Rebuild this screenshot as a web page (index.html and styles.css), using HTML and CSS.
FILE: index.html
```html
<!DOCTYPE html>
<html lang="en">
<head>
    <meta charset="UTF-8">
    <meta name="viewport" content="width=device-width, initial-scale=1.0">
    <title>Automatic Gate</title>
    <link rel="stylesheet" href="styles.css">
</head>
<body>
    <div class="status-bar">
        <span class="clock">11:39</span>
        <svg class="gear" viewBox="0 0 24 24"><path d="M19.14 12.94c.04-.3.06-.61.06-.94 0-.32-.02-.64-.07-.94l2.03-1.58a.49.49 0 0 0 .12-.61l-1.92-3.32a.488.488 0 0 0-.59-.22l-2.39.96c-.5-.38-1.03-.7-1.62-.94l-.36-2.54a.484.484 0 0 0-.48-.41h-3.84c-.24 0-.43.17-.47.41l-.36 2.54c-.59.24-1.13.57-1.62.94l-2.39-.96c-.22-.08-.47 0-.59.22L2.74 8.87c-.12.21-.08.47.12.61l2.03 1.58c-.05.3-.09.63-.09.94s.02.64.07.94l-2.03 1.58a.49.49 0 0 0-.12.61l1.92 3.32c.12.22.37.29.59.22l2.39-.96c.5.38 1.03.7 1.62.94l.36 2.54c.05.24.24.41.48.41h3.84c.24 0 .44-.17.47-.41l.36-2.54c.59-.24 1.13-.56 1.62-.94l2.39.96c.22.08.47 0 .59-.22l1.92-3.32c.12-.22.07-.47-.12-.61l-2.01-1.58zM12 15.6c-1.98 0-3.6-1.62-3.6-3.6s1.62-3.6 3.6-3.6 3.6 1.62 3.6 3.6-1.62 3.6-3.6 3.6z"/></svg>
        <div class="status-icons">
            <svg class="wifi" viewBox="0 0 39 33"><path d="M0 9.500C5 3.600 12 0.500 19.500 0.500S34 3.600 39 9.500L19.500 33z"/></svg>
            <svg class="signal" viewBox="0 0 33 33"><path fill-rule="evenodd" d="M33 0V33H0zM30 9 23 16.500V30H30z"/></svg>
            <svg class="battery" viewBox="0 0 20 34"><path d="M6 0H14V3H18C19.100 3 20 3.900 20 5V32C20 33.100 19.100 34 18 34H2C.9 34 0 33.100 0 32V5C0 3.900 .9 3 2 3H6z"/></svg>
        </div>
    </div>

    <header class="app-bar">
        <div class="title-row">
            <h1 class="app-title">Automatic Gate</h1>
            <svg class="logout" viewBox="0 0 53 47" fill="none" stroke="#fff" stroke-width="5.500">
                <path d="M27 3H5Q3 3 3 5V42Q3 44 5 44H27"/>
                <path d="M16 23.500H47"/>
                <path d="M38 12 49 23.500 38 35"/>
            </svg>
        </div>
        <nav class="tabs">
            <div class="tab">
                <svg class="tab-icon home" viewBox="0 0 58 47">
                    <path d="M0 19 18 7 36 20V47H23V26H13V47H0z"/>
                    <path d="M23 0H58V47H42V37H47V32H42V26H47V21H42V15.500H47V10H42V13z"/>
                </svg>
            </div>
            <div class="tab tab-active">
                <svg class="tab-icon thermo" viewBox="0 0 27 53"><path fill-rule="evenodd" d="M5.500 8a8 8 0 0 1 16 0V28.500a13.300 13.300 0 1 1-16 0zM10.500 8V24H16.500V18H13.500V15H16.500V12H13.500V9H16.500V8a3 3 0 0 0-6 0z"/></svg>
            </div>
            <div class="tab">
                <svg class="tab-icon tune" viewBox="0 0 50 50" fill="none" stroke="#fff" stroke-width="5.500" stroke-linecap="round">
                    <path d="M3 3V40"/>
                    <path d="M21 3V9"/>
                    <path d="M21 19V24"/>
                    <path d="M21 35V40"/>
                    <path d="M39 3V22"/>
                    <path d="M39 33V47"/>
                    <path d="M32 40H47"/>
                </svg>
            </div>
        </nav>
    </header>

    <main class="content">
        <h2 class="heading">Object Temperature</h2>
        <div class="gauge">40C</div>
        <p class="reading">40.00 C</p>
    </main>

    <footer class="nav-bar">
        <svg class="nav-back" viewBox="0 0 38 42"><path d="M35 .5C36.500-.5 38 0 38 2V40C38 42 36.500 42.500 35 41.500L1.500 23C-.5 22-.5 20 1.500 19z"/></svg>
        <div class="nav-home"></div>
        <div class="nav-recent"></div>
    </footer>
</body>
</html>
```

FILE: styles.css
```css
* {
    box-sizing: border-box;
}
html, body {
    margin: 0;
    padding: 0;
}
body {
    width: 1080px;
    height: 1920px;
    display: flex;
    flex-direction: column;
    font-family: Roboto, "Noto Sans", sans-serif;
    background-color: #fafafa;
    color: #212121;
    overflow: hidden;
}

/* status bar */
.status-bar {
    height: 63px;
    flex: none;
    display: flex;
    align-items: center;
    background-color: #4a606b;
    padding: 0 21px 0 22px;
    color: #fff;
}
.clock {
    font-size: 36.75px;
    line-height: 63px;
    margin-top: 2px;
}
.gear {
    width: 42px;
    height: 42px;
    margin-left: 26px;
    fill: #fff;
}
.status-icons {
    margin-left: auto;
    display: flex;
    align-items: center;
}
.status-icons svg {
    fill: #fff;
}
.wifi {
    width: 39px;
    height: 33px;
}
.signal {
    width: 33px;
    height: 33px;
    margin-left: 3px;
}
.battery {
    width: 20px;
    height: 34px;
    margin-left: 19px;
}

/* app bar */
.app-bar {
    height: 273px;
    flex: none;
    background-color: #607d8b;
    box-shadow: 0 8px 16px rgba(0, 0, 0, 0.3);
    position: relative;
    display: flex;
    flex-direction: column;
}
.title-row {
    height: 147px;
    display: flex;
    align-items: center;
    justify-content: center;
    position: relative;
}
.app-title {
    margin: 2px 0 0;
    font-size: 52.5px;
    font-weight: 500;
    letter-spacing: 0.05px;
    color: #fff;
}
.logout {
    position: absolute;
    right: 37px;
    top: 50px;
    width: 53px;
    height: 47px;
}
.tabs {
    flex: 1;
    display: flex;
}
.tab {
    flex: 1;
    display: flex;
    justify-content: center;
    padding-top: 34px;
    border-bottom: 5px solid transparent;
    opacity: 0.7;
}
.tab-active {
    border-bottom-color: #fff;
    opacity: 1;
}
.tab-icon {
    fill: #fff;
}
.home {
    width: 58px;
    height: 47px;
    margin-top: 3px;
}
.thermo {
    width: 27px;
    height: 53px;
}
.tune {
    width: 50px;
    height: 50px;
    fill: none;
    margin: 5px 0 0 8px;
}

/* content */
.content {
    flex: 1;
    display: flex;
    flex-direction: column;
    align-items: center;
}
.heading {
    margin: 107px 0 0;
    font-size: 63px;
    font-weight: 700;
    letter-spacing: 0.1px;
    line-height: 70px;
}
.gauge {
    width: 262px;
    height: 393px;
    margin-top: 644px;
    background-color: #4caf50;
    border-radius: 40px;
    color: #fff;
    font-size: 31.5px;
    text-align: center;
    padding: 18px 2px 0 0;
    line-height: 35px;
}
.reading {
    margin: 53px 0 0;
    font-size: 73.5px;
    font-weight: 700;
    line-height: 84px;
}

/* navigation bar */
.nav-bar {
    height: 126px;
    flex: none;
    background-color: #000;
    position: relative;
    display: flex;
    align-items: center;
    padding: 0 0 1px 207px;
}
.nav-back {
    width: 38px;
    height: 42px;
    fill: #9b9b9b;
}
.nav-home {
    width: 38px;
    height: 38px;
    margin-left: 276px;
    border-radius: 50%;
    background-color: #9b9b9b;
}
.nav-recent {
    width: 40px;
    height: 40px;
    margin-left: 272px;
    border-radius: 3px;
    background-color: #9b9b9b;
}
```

········

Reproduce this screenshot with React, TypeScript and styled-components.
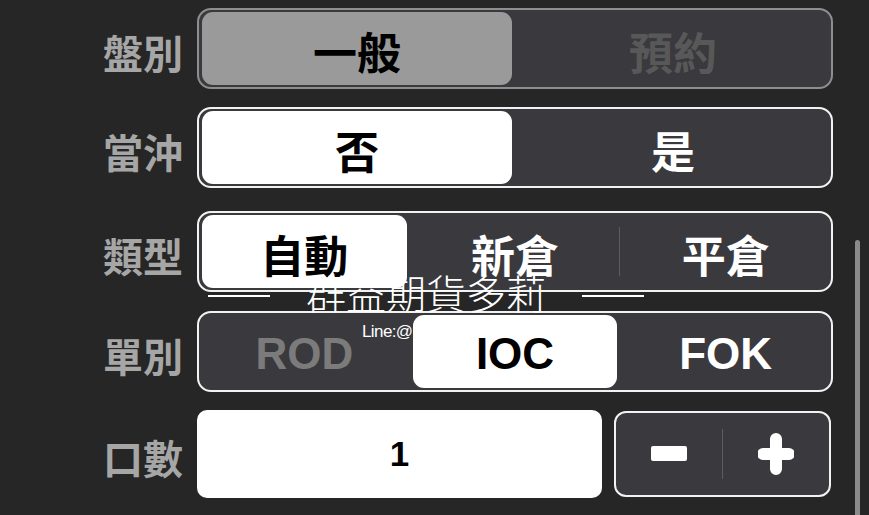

········

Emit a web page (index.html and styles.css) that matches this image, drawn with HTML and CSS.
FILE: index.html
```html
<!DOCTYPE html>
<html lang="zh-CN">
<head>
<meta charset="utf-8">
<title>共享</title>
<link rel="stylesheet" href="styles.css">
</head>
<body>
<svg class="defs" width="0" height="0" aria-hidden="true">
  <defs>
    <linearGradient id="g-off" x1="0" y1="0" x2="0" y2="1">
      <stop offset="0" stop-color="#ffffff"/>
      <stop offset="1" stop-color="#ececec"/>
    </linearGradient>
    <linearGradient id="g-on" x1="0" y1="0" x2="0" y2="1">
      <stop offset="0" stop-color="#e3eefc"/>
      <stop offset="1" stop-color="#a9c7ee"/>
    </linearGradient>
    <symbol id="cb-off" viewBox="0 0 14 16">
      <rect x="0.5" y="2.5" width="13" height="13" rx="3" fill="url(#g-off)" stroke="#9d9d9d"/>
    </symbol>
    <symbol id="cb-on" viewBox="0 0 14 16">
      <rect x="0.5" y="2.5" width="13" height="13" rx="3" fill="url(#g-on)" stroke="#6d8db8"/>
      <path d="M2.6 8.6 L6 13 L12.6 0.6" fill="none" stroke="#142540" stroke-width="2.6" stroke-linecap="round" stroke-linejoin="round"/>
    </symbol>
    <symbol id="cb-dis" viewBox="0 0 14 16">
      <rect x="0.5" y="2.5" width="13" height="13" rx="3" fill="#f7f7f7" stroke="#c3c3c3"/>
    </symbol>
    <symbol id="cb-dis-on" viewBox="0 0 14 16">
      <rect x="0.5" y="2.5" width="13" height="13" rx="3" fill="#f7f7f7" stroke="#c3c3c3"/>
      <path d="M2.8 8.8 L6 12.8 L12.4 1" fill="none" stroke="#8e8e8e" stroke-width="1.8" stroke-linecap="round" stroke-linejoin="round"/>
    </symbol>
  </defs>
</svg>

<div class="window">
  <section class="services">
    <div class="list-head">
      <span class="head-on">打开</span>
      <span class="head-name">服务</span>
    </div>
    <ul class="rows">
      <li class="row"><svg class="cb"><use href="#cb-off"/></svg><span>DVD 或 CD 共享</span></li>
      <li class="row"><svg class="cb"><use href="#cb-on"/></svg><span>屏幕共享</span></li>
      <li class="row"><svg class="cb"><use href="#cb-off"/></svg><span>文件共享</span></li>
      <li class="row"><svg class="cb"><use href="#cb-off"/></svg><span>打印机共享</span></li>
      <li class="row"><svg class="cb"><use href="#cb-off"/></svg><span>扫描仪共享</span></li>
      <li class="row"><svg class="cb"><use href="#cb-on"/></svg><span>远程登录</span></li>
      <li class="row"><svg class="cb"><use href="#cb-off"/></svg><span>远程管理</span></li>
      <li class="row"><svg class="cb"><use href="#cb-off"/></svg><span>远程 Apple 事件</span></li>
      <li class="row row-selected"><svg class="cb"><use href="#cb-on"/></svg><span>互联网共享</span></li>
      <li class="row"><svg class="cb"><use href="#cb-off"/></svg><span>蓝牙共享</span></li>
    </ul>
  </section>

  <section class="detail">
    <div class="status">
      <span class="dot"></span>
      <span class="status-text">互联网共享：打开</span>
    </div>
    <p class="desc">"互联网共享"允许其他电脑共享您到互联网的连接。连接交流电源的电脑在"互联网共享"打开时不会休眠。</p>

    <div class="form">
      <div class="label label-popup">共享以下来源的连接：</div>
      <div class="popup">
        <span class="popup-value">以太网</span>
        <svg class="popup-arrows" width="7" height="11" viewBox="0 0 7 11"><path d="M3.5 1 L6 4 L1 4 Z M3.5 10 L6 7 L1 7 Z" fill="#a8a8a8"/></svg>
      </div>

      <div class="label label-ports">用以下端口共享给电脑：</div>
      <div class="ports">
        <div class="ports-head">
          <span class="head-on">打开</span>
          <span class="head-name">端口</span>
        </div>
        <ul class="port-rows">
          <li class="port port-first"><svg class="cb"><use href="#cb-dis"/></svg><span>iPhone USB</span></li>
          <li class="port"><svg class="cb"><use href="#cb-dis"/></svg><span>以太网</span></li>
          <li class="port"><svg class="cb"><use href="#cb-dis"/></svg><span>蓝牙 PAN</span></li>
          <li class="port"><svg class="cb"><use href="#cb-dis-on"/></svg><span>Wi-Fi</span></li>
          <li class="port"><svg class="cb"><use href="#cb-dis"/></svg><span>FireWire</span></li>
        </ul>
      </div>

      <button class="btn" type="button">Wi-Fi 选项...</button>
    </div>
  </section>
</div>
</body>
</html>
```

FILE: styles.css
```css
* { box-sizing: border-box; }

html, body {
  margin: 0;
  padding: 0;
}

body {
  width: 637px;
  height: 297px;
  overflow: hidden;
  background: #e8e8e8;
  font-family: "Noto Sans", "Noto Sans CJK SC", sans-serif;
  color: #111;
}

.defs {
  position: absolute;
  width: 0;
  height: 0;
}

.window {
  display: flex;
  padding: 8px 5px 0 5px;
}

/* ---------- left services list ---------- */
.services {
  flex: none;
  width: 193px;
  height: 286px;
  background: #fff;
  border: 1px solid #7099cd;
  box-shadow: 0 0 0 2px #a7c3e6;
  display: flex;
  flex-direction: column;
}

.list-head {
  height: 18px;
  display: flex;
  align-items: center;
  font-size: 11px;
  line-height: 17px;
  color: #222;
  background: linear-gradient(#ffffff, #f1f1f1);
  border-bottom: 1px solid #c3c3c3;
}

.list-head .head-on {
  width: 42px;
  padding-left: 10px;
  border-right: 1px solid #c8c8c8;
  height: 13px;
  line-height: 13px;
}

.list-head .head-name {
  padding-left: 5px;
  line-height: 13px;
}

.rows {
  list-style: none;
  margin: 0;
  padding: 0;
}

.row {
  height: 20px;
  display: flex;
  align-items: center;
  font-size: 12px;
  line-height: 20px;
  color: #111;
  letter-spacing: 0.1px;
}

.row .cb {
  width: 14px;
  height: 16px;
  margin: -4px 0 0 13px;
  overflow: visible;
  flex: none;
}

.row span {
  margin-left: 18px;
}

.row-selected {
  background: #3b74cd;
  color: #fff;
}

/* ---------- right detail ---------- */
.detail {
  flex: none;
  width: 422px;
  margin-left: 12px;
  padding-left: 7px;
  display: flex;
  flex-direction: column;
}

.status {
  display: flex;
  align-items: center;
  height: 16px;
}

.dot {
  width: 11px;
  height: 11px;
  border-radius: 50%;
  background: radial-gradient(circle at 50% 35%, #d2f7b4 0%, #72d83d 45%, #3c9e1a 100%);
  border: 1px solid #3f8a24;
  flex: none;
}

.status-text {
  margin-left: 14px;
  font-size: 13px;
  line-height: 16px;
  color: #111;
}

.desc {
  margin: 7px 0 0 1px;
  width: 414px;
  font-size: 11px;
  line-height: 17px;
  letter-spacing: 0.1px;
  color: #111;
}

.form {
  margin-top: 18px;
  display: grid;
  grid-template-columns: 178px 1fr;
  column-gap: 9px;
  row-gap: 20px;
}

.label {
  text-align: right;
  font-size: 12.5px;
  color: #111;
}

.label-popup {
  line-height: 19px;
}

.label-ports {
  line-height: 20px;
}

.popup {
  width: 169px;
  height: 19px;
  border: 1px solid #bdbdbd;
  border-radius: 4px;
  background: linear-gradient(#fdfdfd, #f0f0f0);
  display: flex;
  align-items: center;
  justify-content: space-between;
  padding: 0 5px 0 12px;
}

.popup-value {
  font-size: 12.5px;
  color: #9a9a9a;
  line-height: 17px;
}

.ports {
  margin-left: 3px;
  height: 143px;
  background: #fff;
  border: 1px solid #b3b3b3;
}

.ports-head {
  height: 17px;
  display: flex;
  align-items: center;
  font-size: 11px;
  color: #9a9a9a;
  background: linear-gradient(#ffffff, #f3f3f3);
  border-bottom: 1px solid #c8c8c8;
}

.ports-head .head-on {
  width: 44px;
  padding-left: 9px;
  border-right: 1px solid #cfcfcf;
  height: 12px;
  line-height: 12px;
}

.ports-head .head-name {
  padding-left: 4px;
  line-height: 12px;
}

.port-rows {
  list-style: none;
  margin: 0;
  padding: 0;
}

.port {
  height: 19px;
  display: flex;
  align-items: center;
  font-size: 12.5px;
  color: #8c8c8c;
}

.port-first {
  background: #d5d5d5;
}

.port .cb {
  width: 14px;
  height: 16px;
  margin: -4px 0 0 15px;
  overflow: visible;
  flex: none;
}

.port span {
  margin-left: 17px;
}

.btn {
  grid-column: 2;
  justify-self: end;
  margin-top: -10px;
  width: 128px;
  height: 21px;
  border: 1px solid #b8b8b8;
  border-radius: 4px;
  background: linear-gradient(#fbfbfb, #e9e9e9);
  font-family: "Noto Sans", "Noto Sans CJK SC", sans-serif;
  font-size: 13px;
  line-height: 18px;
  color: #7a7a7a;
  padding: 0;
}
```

········

__Task description__. Your task is to gather every line with the word "index" and copy it.

__Written response__.
Rebuild this screenshot as a web page (index.html and styles.css), using HTML and CSS.
FILE: index.html
Emit a web page (index.html and styles.css) that matches this image, drawn with HTML and CSS.
FILE: index.html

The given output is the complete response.